The teams reconvene for Game 4 in fewer than 24 hours. Could that quick turnaround buoy the Battalion, who were outplayed for the first time in the series?

"You got to turn the page and worry about tomorrow, it's not a race to two wins, it's a race to four," fourth-year Battalion defenceman Marcus McIvor said. "It'll definitely be an advantage to be sleeping in our own beds, being on our own schedule, so I definitely think that will help us."

On with the post-game questions:

Guelph 4 North Bay 3 (Storm lead 2-1, Battalion host Game 4 on Wednesday) — What convenient cliché sums up how the tenor of the series may have changed? It seems the Storm has to be made to bleed its own blood before it steps to business. While the nature of the opponent is much, much different, they are following the same pattern that they did two rounds ago vs. London; squeak out the opener, lose Game 2 at home and come up with a resounding Game 3 roadie.

"Smith's done a great job," Walker said. "It wasn't just tonight, he's been great the last two games, our game plan was just to shoot. You can't stop. You can't get frustrated. We might have got frustrated in the second, but we just came out in the third and played."

Walker kept his lines intact but instead changed up his D pairings. Toronto Maple Leafs-drafted captain Matt Finn usually has Steven Trojanovic on the right side. Walker paired Finn and Los Angeles Kings seventh-rounder Ebert in the third to put his two best puck-moving defencemen together and get more sustained pressure.

"He's such a great skater," Walker said of Ebert. "I thought that's been his best game in a long time, not just the third. He can skate himself out of trouble and get away from the forecheck. I thought he did a great job."

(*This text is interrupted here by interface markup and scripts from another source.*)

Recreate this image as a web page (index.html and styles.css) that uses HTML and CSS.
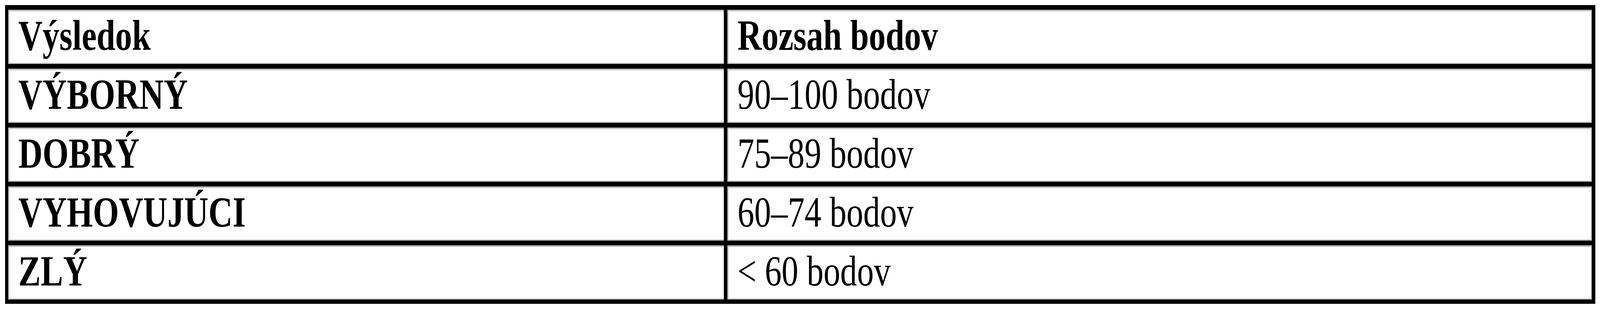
FILE: index.html
```html
<!DOCTYPE html>
<html lang="sk">
<head>
<meta charset="utf-8">
<title>Výsledok – rozsah bodov</title>
<link rel="stylesheet" href="styles.css">
</head>
<body>
<main class="page">
  <table class="grades">
    <thead>
      <tr>
        <th class="result"><span class="cell-text">Výsledok</span></th>
        <th class="range"><span class="cell-text">Rozsah bodov</span></th>
      </tr>
    </thead>
    <tbody>
      <tr>
        <th class="result"><span class="cell-text">VÝBORNÝ</span></th>
        <td class="range"><span class="cell-text">90–100 bodov</span></td>
      </tr>
      <tr>
        <th class="result"><span class="cell-text">DOBRÝ</span></th>
        <td class="range"><span class="cell-text">75–89 bodov</span></td>
      </tr>
      <tr>
        <th class="result"><span class="cell-text">VYHOVUJÚCI</span></th>
        <td class="range"><span class="cell-text">60–74 bodov</span></td>
      </tr>
      <tr>
        <th class="result"><span class="cell-text">ZLÝ</span></th>
        <td class="range"><span class="cell-text">&lt; 60 bodov</span></td>
      </tr>
    </tbody>
  </table>
</main>
</body>
</html>
```

FILE: styles.css
```css
/* Horizontal measures are fractions of a 5248px wide sheet (1vw = 52.48px there),
   vertical measures are plain pixels of the 800px tall sheet. */

html, body {
  margin: 0;
  padding: 0;
  background: #ffffff;
}

body {
  font-family: "Liberation Serif", "Times New Roman", serif;
  color: #000000;
}

.page {
  display: block;
  padding: 13px 0 0 0.3239vw;
}

.grades {
  border-collapse: separate;
  border-spacing: 0;
  border-top: 12px solid #000000;
  border-left: 0.2096vw solid #000000;
}

.grades th,
.grades td {
  box-sizing: content-box;
  font-size: 110px;
  line-height: 126px;
  height: 126px;
  padding: 3px 0.6288vw 10px 0.6288vw;
  text-align: left;
  vertical-align: top;
  white-space: nowrap;
  border-right: 0.2287vw solid #000000;
  border-bottom: 12px solid #000000;
  box-shadow:
    inset 0.0762vw 0 0 #c0c0c0,
    inset 0 4px 0 #c0c0c0,
    inset 0 -3px 0 #c0c0c0;
}

.grades .result {
  width: 43.464vw;
  font-weight: bold;
}

.grades .range {
  width: 52.763vw;
  box-shadow:
    inset 0.0762vw 0 0 #c0c0c0,
    inset 0 4px 0 #c0c0c0,
    inset 0 -3px 0 #c0c0c0,
    inset -0.0572vw 0 0 #c0c0c0;
}

.grades td.range {
  font-weight: normal;
}

.grades thead .range {
  font-weight: bold;
}

.grades tbody tr:last-child th,
.grades tbody tr:last-child td {
  border-bottom-width: 11px;
}

.cell-text {
  display: inline-block;
  transform-origin: 0 50%;
}

@media (max-width: 5247px) {
  .cell-text {
    transform: scaleX(0.780488);
  }
}
```
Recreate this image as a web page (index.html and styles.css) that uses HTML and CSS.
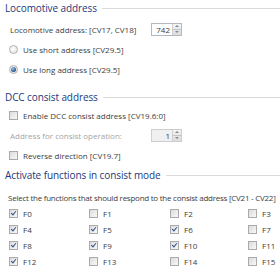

North Bay owned the second and third periods of the first two games. It carried out Butler's game plan well for the most part on Tuesday, with the Jamie Lewis-helmed checking line helping keep the Robby Fabbri-Kerby Rychel-Mitchell troika off the scoresheet for the first 45 minutes. Smith was also exceptional, but like Walker said, the Storm was relentless. First McGinn drew a roughing penalty on overage Matt MacLeod that presaged Fabbri tying it 2-2 on a redirect shot with — omen alert — 13:13 to play. Then the Storm kept pushing after Blujus re-staked North Bay to the lead.

"They played a lot harder on the puck and they skated really well," Butler said of the Storm. "When they do that they're a tough team to beat."

McGinn's winner probably relieved untold frustration. The Carolina Hurricanes pick was stoned several times by Smith, never more so than on a 20-foot high-glove try in the second.

"We knew coming in, to play North Bay, they play that trap and battle really hard," McGinn said. "We just wanted to match that."

Guelph's play through games 1 and 2 lent credence to the notion the more tested team fares better by the end of the playoffs. It delivered when it faced the prospect of trailing in a series, just as it did in less urgent time-and-score situations in the Western half of the playoffs.

"The guys played with some urgency, got emotionally involved, got emotionally attached, did all the little things," Walker said. "You have to match if not exceed their emotion and passion for the game. I thought we did a pretty good job of that."

Is Fabbri fashioning a case for playoff MVP? Fabbri kept his linemates' plates piled high with chances and was denied on 10-bell saves by Smith in the first and third. The centre had a little help on his third-period power-play goal where his slapshot was hit a Battalion stick and fooled Smith. That ran the likely top 20 NHL pick's point streak to 11 games.

"It's a credit to him, he doesn't fall into letting the older guys do it," Walker said of Fabbri. "The older guys don't fall into that either. They expect a lot from him. We got a good solid group of guys, a lot of great leaders and they push him to be the best that he can be."